I think the answer to my Question 1 is affirmative: there are matroids on which simple DP fails badly! That is, simple DP may be much worse than Greedy when trying to solve an optimization problem exactly.

Let the ground set consists of all edges of $K_n$. As our family of feasible solutions take the family of all forests in $K_n$. This is a motroid, and its bases are spanning trees. So, the corresponding to this matroid polynomial is a multilinear polynomial $f$ whose monomials correspond to spanning trees. Jerrum and Snir have proved (in Section 4.5) that $f$ requires monotone arithmetic circuits of exponential size. This already implies that every $(\max,+)$ circuit, and hence, also every simple DP algorithm, must use an exponential number of Max and Sum operations to solve the maximum weight spanning tree problem.

As Igor Sergeev told me, an affirmative answer to Question 1 follows also by counting: Knuth has shown that there $2^{2^n/n^{3/2}}$ matroids on $n$ points.
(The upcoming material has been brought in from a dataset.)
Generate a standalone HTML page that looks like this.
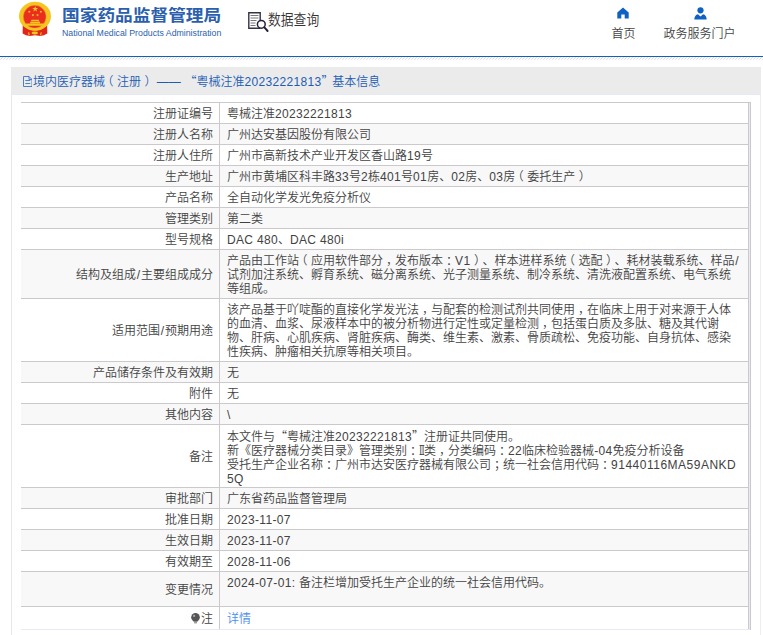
<!DOCTYPE html>
<html lang="zh-CN">
<head>
<meta charset="utf-8">
<title>国家药品监督管理局 数据查询</title>
<style>
html,body{margin:0;padding:0}
body{width:763px;height:635px;overflow:hidden;background:#fff;position:relative;font-family:"Liberation Sans","Noto Sans CJK SC",sans-serif;font-size:12px;font-weight:350;color:#424242;line-height:14px;text-spacing-trim:space-all}
.abs{position:absolute}
.n{letter-spacing:.33px}
.n2{letter-spacing:.5px}
.sl{display:inline-block;width:5px;text-align:center}
.q{font-family:"Noto Sans CJK SC",sans-serif}
.r{font-family:"DejaVu Serif",serif;display:inline-block;width:5px;transform-origin:0 50%;transform:scaleX(.7)}
.q2{margin-right:-5px}
#logo{left:18px;top:0}
#t1{left:62px;top:5.3px;font-size:17.7px;line-height:24px;font-weight:bold;color:#2b5fae;white-space:nowrap;transform-origin:0 0;transform:scaleY(.91)}
#t2{left:62px;top:28.3px;font-size:8.78px;line-height:10px;color:#2b5fae;white-space:nowrap}
#sj{left:248px;top:11.800px}
#sjt{left:268px;top:10.200px;font-size:15px;line-height:20px;color:#333;white-space:nowrap;transform-origin:0 0;transform:scaleX(.853)}
.nav{top:26.500px;height:14px;text-align:center;white-space:nowrap;color:#444}
#bl{left:0;top:56px;width:763px;height:1px;background:#0f62c2}
#hatch{left:0;top:57px;width:763px;height:3px}
#box{left:11px;top:67px;width:750px;height:600px;box-sizing:border-box;border-left:1px solid #e7e7e7;border-right:1px solid #eee}
#bar{left:11px;top:67px;width:750px;height:27px;background:#ebebeb;border-bottom:1px solid #e6eaf6;color:#1c5db5;white-space:nowrap}
#bar .tx{position:absolute;left:22px;top:7px;line-height:14px;text-spacing-trim:space-all}
#tb{left:21px;top:102px;width:730px;height:1px;background:#cbc9cb}
#rb{left:748px;top:103px;width:3px;height:527px;box-sizing:border-box;border-left:1px solid #cbc9cb;border-right:1px solid #cbc9cb;background:#e8eaf5}
.row{position:absolute;left:21px;width:727px;box-sizing:border-box;border-bottom:1px solid #cbc9cb;background:#fff}
.row.g{background:#f8f8f8}
.row.last{border-bottom-color:#e6eaf6}
.k{position:absolute;left:0;top:0;bottom:0;width:199px;box-sizing:border-box;border-right:1px solid #cbc9cb;display:flex;align-items:center;justify-content:flex-end;padding-right:6px;white-space:nowrap}
.v{position:absolute;left:199px;top:0;bottom:0;right:0;display:flex;align-items:center;padding-left:7px;white-space:nowrap}
.row.top .v{align-items:flex-start;padding-top:3px}
.k>span,.v>span{position:relative;top:1px}
.p1,.p2,.p3{position:relative}.p1{left:-3.500px}.p2{left:3.500px}.p3{left:3px}
.lk{color:#4a8df0}
.bulb{vertical-align:-1px;margin-right:2px;position:relative;left:.8px}
</style>
</head>
<body>
<svg id="logo" class="abs" width="36" height="38" viewBox="18 0 36 38">
  <path d="M22.800 24L22.600 33.400Q26 35.800 29.500 35.900L35 35.300L40.500 35.900Q44 35.800 47.300 33.400L47.100 24Z" fill="#e0261a"/>
  <ellipse cx="35" cy="16.300" rx="16" ry="14.500" fill="#f5c520"/>
  <circle cx="34.700" cy="16.700" r="11.400" fill="#ea2f20" stroke="#eeaa1c" stroke-width=".5"/>
  <path d="M30.800 21.300L31.600 19.800H38.600L39.400 21.300ZM30.200 21.700H40V23.300H30.200ZM26.200 23.500H43.600V25.700H26.200Z" fill="#f5c520"/>
  <path d="M35.200 6.100l.75 2h2.100l-1.650 1.300.6 2.050-1.800-1.200-1.800 1.200.6-2.050-1.650-1.300h2.100z" fill="#f5c520"/>
  <circle cx="29.300" cy="11.700" r="1.050" fill="#f3b81e"/><circle cx="40.900" cy="11.700" r="1.050" fill="#f3b81e"/>
  <circle cx="32.900" cy="15.100" r="1.050" fill="#f3b81e"/><circle cx="37.500" cy="15.100" r="1.050" fill="#f3b81e"/>
  <path d="M31.600 29.800Q33 27.300 35 28.600Q37 27.300 38.400 29.800Q36.500 31 35 30.200Q33.500 31 31.600 29.800Z" fill="#f5c520"/>
  <ellipse cx="34.800" cy="33" rx="3.100" ry="1.400" fill="#f5c520"/>
  <path d="M28 32.300l1.300.2.500 2.800-1.200.3zM41.800 32.300l-1.300.2-.5 2.800 1.200.3z" fill="#f3b81e"/>
</svg>
<div id="t1" class="abs">国家药品监督管理局</div>
<div id="t2" class="abs">National Medical Products Administration</div>
<svg id="sj" class="abs" width="21" height="21" viewBox="0 0 21 21">
  <path d="M12.200 16.200H.800V.800h11.400V8" fill="none" stroke="#33334a" stroke-width="1.400"/>
  <path d="M2.500 3.500h8M2.500 6h8M2.500 8.500h6M2.500 11h5M2.500 13.500h5" stroke="#777" stroke-width="1.100"/>
  <circle cx="13.300" cy="12.300" r="3.900" fill="#fff" stroke="#22223a" stroke-width="1.500"/>
  <path d="M16.400 15.400l3.200 3.600" stroke="#22223a" stroke-width="1.900" stroke-linecap="round"/>
</svg>
<div id="sjt" class="abs">数据查询</div>

<svg class="abs" style="left:617px;top:7px" width="12" height="12" viewBox="0 0 12 12"><path d="M6 .4L.3 5.600V11.600H4.300V7.600h3.400v4H11.700V5.600z" fill="#0f62c2"/></svg>
<div class="abs nav" style="left:603.600px;width:40px">首页</div>
<svg class="abs" style="left:694px;top:7px" width="13" height="13" viewBox="0 0 13 13"><circle cx="6.500" cy="3.300" r="3.100" fill="#0f62c2"/><path d="M.3 12.400Q.5 8 4 7.300L6.500 9.600 9 7.300Q12.500 8 12.700 12.400z" fill="#0f62c2"/></svg>
<div class="abs nav" style="left:659.600px;width:80px">政务服务门户</div>

<div id="bl" class="abs"></div>
<svg id="hatch" class="abs" width="763" height="3"><defs><pattern id="hp" width="3" height="3" patternUnits="userSpaceOnUse"><rect x="2" y="0" width="1" height="1" fill="#e0e0e0"/><rect x="1" y="1" width="1" height="1" fill="#dadada"/><rect x="0" y="2" width="1" height="1" fill="#e6e6e6"/></pattern></defs><rect width="763" height="3" fill="url(#hp)"/></svg>

<div id="box" class="abs"></div>
<div id="bar" class="abs">
  <svg class="abs" style="left:11.500px;top:9px" width="9.500" height="11" viewBox="0 0 9.500 11"><path d="M.5.500h5.500l3 3v7h-8.500z" fill="none" stroke="#3a73c4" stroke-width=".9"/><path d="M6 .5v3h3M2.300 4.500h5M2.300 7.500h5" fill="none" stroke="#3a73c4" stroke-width=".9"/></svg>
  <div class="tx">境内医疗器械<span class="p1">（</span>注册<span class="p2">）</span><span class="n"> </span>——<span class="n"> </span><span class="q">“</span>粤械注准<span class="n">20232221813</span><span class="q q2">”</span><span class="n"> </span>基本信息</div>
</div>
<div id="tb" class="abs"></div>
<div class="row" style="top:103px;height:21px"><div class="k"><span>注册证编号</span></div><div class="v"><span>粤械注准<span class="n">20232221813</span></span></div></div>
<div class="row g" style="top:124px;height:21px"><div class="k"><span>注册人名称</span></div><div class="v"><span>广州达安基因股份有限公司</span></div></div>
<div class="row" style="top:145px;height:21px"><div class="k"><span>注册人住所</span></div><div class="v"><span>广州市高新技术产业开发区香山路<span class="n">19</span>号</span></div></div>
<div class="row g" style="top:166px;height:21px"><div class="k"><span>生产地址</span></div><div class="v"><span>广州市黄埔区科丰路<span class="n">33</span>号<span class="n">2</span>栋<span class="n">401</span>号<span class="n">01</span>房、<span class="n">02</span>房、<span class="n">03</span>房<span class="p1">（</span>委托生产<span class="p2">）</span></span></div></div>
<div class="row" style="top:187px;height:21px"><div class="k"><span>产品名称</span></div><div class="v"><span>全自动化学发光免疫分析仪</span></div></div>
<div class="row g" style="top:208px;height:21px"><div class="k"><span>管理类别</span></div><div class="v"><span>第二类</span></div></div>
<div class="row" style="top:229px;height:21px"><div class="k"><span>型号规格</span></div><div class="v"><span><span class="n">DAC 480</span>、<span class="n">DAC 480i</span></span></div></div>
<div class="row g" style="top:250px;height:49px"><div class="k"><span>结构及组成<span class="sl">/</span>主要组成成分</span></div><div class="v"><span>产品由工作站<span class="p1">（</span>应用软件部分<span class="p3">，</span>发布版本<span class="p3">：</span><span class="n">V1</span><span class="p2">）</span>、样本进样系统<span class="p1">（</span>选配<span class="p2">）</span>、耗材装载系统、样品<span class="sl">/</span><br>试剂加注系统、孵育系统、磁分离系统、光子测量系统、制冷系统、清洗液配置系统、电气系统<br>等组成。</span></div></div>
<div class="row" style="top:299px;height:63px"><div class="k"><span>适用范围<span class="sl">/</span>预期用途</span></div><div class="v"><span>该产品基于吖啶酯的直接化学发光法<span class="p3">，</span>与配套的检测试剂共同使用<span class="p3">，</span>在临床上用于对来源于人体<br>的血清、血浆、尿液样本中的被分析物进行定性或定量检测<span class="p3">，</span>包括蛋白质及多肽、糖及其代谢<br>物、肝病、心肌疾病、肾脏疾病、酶类、维生素、激素、骨质疏松、免疫功能、自身抗体、感染<br>性疾病、肿瘤相关抗原等相关项目。</span></div></div>
<div class="row g" style="top:362px;height:21px"><div class="k"><span>产品储存条件及有效期</span></div><div class="v"><span>无</span></div></div>
<div class="row" style="top:383px;height:21px"><div class="k"><span>附件</span></div><div class="v"><span>无</span></div></div>
<div class="row g" style="top:404px;height:21px"><div class="k"><span>其他内容</span></div><div class="v"><span><span class="n">\</span></span></div></div>
<div class="row" style="top:425px;height:63px"><div class="k"><span>备注</span></div><div class="v"><span>本文件与<span class="q">“</span>粤械注准<span class="n">20232221813</span><span class="q">”</span>注册证共同使用。<br>新《医疗器械分类目录》管理类别<span class="p3">：</span><span class="r">Ⅱ</span>类<span class="p3">，</span>分类编码<span class="p3">：</span><span class="n">22</span>临床检验器械<span class="n">-04</span>免疫分析设备<br>受托生产企业名称<span class="p3">：</span>广州市达安医疗器械有限公司<span class="p3">；</span>统一社会信用代码<span class="p3">：</span><span class="n2">91440116MA59ANKD</span><br><span class="n">5Q</span></span></div></div>
<div class="row g" style="top:488px;height:21px"><div class="k"><span>审批部门</span></div><div class="v"><span>广东省药品监督管理局</span></div></div>
<div class="row" style="top:509px;height:21px"><div class="k"><span>批准日期</span></div><div class="v"><span><span class="n">2023-11-07</span></span></div></div>
<div class="row g" style="top:530px;height:21px"><div class="k"><span>生效日期</span></div><div class="v"><span><span class="n">2023-11-07</span></span></div></div>
<div class="row" style="top:551px;height:21px"><div class="k"><span>有效期至</span></div><div class="v"><span><span class="n">2028-11-06</span></span></div></div>
<div class="row g top" style="top:572px;height:35px"><div class="k"><span>变更情况</span></div><div class="v"><span><span class="n">2024-07-01: </span>备注栏增加受托生产企业的统一社会信用代码。</span></div></div>
<div class="row last" style="top:607px;height:23px"><div class="k"><span><svg class="bulb" width="9" height="11" viewBox="0 0 9 11"><circle cx="4.5" cy="4.3" r="4.3" fill="#555"/><path d="M2.4 7.2h4.2v1.3H2.4z" fill="#555"/><path d="M3 9.3h3v1H3z" fill="#777"/><circle cx="3.1" cy="2.9" r="1.1" fill="#aaa"/></svg>注</span></div><div class="v"><span><span class="lk">详情</span></span></div></div>
<div id="rb" class="abs"></div>
<div class="abs" style="left:748px;top:629px;width:2px;height:1px;background:#e6eaf6"></div>
</body>
</html>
P.S. I will not "accept" this my half-answer (which came only right now after rethinking the connection with monotone arithmetic circuits), because a much more interesting Question 2 remains open: how much worse simple DP can be than Greedy when approximating optimization problems? This question is more interesting, because Greedy has often a fairly good approximation factor. This factor is known to coincide(!) with the so-called "rank quotient" of the underlying family of feasible solutions (see, e.g. this writeup. In the case of Max-Weight Matching problem, this quotient is $2$, and is at most $k$ for any intersection of $k$ matroids. On the other hand, as far as I know, DP based approximation algorithms usually use some kind of "scaling" of input weights, and only apply to "knapsack like" problems or some scheduling problems. A negative answer to Question 2 would confirm this seeming "approximation weakness" of DP.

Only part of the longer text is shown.